3. Exclude the query compounds from the hits#

In the previous step, we repeated similarity searches using multiple query molecules. This may result in a query molecule being returned as a hit from similarity search using another query molecule. Therefore, we want to check if the hit compound list has any query compounds and if any, we want to remove them. Below, we search PubChem for compounds identical to the query molecules and remove them from the hit compound list.

Note that the identity_type parameter in the PUG-REST request is set to “same_connectivity”, which will return compounds with the same connectivity with the query molecule (ignoring stereochemistry and isotope information). The default for this parameter is “same_stereo_isotope”, which returns compounds with the same stereochemistry AND isotope information.

# This code cell make take some time to run, as it queries PubChem for each structure.
# It took about 1 minute in testing

cids_query = dict()

for idx, mysmiles in enumerate(smiles_act) :
    
    mydata = { 'smiles' : mysmiles }
    url = prolog + "/compound/fastidentity/smiles/cids/txt?identity_type=same_connectivity"
    res = requests.post(url, data=mydata)

    if ( res.status_code == 200 ) :
        cids = res.text.split()
        cids = [ int(x) for x in cids]
    else :
        print("Error at", idx, ":", df_COX2_act.loc[idx,'CHEMBL_ID'], mysmiles )
        print(res.status_code)
        print(res.content)
       
    for mycid in cids:
        cids_query[mycid] = cids_query.get(mycid, 0) + 1
    
    time.sleep(0.2)
len(cids_query.keys())    # Show the number of CIDs that represent the query compounds.

Now remove the query compounds from the hit list (if they are found in the list)

for mycid in cids_query.keys() :
    
    cids_hit.pop(mycid, None)
len(cids_hit)

Print the top 10 compounds in the current hit list and compare them with the old ones.

sorted_by_freq = [ (v, k) for k, v in cids_hit.items() ]
sorted_by_freq.sort(reverse=True)

for v, k in enumerate(sorted_by_freq) :
    
    if v == 10 : 
        break
    
    print(v, k)    # Print (frequency, CID)
Check Your Understanding
  • How many molecules were returned from the original query?

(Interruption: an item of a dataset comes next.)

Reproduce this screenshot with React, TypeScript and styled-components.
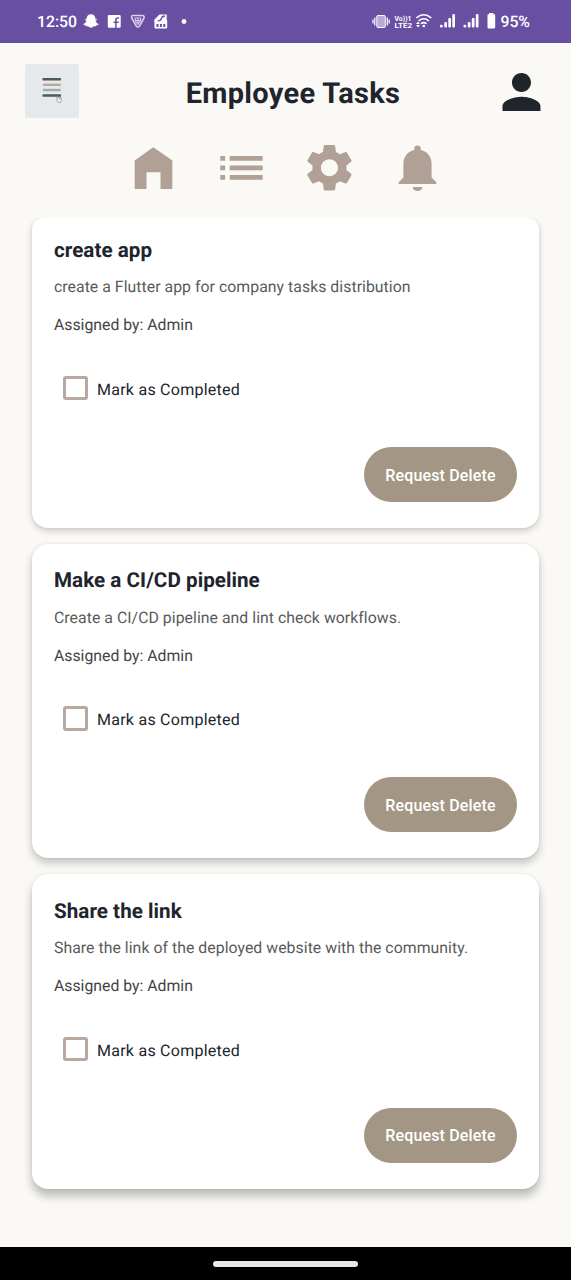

  • How many molecules were returned were the query compounds?

  • Does the number of molecules in len(cids_hits) confirm you have removed the query compounds from the original list?

  • Have the top 10 compounds in hit list changed? Does this confirm you have removed the query compounds from the original list?

4. Filtering out non-drug-like compounds#

We want to identify problematic compounds to exclude from virtual screening. These are molecules that are not absorbed well and may not be good for an orally administered drug.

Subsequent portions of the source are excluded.